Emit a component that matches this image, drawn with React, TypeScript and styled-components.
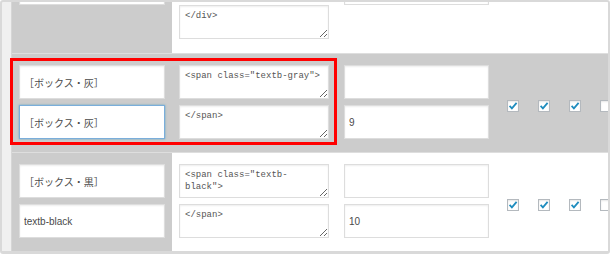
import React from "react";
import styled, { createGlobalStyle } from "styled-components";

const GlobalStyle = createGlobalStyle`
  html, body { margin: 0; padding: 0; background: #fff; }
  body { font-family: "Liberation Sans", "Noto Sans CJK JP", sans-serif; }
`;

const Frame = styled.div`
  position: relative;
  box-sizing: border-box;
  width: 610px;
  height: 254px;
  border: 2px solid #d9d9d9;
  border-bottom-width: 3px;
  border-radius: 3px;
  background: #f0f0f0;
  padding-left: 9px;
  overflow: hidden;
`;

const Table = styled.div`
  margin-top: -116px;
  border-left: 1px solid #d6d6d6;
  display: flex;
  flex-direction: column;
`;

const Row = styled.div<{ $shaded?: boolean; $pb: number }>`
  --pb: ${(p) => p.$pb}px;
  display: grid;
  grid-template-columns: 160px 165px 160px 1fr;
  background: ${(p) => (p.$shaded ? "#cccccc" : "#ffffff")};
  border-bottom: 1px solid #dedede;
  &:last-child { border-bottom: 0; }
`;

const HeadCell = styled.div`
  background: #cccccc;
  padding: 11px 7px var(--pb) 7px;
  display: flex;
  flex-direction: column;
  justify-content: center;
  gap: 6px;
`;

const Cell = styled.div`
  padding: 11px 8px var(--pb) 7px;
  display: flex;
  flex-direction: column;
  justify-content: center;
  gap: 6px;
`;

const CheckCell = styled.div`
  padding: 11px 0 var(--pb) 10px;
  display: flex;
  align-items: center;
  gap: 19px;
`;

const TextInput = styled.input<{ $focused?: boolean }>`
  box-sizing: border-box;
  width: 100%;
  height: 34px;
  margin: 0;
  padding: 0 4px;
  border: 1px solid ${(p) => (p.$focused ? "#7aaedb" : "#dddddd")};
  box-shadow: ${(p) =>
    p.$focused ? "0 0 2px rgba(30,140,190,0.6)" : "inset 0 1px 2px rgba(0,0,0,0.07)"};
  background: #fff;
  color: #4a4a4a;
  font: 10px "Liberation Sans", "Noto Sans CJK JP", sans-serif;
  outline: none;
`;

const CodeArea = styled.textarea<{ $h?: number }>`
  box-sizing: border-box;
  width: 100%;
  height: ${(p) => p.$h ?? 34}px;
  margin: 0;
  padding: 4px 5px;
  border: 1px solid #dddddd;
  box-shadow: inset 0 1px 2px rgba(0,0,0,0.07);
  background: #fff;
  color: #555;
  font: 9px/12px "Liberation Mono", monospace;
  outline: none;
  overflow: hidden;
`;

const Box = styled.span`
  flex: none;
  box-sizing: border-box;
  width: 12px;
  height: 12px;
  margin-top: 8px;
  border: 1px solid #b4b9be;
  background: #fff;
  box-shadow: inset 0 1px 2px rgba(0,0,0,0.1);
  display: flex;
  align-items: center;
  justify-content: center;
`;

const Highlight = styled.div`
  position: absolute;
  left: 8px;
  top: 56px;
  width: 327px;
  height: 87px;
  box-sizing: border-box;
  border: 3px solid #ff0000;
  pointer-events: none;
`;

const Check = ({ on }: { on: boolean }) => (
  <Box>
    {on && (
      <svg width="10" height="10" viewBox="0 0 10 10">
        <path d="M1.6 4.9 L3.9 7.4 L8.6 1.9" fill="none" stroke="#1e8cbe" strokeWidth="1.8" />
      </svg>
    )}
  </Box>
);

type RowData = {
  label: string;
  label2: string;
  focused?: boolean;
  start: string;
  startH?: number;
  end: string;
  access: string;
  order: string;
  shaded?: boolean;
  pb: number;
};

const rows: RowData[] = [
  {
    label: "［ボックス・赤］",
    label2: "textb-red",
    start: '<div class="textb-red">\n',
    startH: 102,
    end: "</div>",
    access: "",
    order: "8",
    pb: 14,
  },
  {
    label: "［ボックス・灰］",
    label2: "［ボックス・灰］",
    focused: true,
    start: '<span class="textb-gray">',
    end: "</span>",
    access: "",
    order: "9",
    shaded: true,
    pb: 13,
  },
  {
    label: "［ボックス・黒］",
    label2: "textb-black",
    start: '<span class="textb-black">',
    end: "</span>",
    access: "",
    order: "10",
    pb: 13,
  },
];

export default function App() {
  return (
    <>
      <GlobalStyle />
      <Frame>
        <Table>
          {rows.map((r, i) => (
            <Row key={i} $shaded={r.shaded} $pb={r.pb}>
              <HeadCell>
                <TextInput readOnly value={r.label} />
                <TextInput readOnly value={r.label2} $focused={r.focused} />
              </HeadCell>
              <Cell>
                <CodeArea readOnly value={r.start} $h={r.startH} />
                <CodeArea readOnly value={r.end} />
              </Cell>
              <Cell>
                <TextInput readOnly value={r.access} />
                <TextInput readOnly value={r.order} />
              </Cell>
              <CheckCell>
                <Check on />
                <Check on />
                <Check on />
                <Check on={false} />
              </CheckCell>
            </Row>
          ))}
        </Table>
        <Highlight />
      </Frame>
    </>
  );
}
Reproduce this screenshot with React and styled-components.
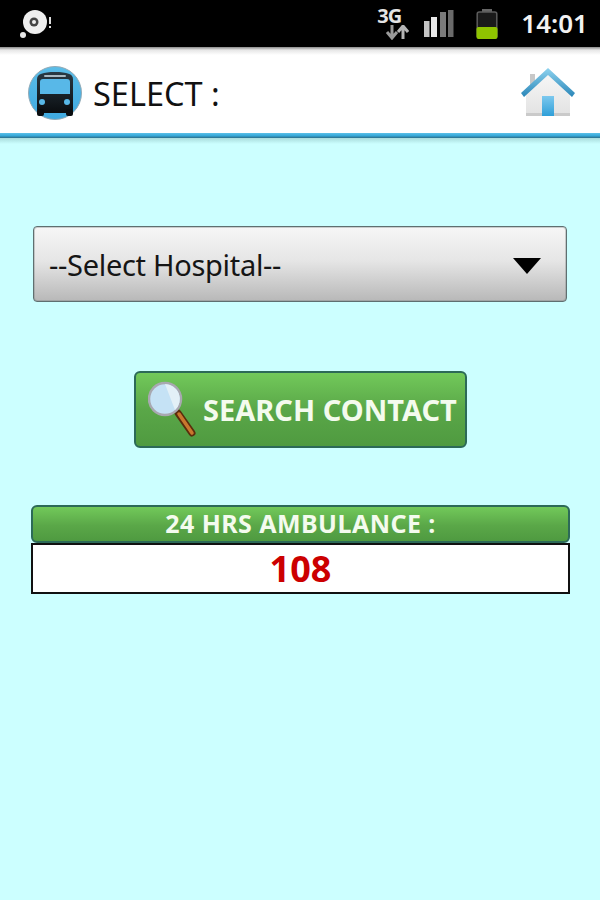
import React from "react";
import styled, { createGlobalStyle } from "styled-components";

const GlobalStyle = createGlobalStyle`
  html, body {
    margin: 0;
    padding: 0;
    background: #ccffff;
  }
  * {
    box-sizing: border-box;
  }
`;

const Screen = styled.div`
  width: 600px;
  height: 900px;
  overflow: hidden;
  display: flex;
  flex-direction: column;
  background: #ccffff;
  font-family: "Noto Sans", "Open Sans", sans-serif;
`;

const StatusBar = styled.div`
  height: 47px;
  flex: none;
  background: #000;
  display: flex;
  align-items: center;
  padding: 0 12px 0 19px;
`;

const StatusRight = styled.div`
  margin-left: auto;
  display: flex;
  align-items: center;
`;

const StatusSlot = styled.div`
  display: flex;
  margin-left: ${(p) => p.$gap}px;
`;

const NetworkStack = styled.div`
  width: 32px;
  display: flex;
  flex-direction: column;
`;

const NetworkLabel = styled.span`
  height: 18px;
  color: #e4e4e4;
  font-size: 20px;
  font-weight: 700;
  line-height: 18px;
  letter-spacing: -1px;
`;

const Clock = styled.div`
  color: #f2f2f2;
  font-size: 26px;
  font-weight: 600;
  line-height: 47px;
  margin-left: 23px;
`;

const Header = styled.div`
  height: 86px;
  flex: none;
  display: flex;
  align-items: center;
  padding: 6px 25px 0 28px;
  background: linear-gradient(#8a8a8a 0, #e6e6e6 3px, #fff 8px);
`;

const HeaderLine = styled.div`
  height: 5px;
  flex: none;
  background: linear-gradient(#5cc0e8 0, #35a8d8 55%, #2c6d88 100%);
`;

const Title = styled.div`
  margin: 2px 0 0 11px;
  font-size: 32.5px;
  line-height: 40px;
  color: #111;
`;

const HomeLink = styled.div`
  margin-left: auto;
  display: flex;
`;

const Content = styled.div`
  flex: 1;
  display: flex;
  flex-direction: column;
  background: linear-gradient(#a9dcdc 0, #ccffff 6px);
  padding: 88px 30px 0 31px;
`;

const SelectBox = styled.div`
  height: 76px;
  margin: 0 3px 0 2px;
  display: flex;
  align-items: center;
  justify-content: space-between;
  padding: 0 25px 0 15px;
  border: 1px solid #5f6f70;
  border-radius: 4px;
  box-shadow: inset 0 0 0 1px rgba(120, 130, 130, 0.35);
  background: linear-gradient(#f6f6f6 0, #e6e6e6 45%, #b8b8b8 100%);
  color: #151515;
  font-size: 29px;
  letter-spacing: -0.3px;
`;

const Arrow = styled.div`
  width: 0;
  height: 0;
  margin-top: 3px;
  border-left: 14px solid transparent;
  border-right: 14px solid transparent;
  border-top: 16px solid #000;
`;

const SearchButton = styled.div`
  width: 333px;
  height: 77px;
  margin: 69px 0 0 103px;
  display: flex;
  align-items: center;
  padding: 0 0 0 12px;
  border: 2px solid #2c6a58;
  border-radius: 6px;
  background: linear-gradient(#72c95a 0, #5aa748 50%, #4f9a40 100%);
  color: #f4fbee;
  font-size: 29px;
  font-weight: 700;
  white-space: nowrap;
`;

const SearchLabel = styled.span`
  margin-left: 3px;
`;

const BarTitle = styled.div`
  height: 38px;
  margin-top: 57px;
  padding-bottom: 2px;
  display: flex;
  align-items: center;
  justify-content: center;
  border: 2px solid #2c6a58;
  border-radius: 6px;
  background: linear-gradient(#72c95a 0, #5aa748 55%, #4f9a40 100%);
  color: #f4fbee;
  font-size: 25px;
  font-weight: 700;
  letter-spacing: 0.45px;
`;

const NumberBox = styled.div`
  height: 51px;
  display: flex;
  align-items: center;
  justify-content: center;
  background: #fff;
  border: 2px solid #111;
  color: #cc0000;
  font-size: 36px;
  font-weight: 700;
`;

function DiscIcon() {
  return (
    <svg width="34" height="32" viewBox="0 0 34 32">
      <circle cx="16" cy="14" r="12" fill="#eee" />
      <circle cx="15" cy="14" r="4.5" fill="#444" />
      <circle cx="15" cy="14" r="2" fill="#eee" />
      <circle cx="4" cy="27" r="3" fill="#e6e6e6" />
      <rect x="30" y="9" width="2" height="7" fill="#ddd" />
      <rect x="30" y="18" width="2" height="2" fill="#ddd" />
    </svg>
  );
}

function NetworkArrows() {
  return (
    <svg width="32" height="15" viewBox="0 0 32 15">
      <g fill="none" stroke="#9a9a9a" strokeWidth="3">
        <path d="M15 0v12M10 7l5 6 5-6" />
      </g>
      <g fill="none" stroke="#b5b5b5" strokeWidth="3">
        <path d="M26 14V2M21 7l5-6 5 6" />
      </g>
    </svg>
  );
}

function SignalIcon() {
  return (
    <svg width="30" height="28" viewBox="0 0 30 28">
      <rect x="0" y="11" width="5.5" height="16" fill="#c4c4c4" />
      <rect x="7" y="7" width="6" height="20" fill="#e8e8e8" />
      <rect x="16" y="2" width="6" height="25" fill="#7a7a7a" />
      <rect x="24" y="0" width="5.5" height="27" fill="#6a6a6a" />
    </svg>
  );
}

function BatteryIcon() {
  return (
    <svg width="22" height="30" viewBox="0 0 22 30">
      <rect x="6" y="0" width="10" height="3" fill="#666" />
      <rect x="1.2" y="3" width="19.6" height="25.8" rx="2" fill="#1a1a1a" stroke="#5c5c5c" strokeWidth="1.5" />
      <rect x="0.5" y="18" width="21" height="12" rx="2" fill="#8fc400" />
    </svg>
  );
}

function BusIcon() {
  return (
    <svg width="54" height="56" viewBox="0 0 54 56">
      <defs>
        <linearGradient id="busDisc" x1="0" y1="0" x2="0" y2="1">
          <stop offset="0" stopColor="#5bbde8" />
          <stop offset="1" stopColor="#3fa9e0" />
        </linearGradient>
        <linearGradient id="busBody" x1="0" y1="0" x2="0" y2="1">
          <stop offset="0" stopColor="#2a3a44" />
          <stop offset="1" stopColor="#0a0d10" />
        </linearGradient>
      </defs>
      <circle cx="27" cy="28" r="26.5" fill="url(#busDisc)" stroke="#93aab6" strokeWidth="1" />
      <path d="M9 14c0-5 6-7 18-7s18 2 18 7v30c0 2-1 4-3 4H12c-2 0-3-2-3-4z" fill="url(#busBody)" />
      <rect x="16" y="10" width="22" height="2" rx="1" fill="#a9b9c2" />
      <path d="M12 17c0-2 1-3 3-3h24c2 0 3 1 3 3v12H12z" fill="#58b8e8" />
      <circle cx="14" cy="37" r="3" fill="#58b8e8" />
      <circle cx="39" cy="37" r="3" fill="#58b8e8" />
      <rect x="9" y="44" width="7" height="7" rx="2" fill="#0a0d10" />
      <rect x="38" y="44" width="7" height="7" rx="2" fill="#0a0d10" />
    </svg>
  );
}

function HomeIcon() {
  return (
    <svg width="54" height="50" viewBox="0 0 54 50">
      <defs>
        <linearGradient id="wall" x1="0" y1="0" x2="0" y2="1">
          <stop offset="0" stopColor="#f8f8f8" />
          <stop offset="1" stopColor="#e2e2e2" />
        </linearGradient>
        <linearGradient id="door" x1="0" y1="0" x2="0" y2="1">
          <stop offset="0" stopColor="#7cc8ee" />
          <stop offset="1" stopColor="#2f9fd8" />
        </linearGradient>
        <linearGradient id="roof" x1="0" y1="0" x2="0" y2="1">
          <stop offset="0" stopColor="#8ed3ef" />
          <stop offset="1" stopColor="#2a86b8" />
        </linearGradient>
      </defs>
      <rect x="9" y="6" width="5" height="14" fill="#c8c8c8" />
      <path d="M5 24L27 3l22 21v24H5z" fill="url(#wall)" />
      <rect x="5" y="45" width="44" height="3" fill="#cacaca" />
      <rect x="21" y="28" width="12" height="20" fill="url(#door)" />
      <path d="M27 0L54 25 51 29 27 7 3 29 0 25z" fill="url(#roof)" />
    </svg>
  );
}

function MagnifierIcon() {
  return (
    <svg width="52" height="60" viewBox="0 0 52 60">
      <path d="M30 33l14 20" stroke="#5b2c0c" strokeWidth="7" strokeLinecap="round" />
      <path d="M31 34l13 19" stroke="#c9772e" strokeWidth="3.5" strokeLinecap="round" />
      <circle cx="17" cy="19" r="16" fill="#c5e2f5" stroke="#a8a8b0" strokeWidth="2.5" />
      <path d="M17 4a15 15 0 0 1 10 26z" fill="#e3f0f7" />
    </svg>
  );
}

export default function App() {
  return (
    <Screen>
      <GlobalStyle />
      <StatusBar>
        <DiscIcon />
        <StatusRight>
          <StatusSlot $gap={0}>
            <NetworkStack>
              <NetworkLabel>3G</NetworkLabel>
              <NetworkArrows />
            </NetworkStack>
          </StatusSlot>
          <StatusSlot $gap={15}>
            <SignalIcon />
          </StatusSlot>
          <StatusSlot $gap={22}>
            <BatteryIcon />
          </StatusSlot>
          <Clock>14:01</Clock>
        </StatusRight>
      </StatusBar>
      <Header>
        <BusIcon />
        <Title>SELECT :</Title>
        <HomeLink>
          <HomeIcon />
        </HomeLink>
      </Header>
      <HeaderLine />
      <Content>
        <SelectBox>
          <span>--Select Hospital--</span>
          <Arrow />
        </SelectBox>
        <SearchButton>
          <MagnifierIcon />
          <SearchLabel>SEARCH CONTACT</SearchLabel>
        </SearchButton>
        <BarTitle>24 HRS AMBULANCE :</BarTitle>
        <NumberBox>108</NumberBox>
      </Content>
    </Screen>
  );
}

****************

Check each line of the records for the string "components" and state how many lines contain it. Give only the number.

4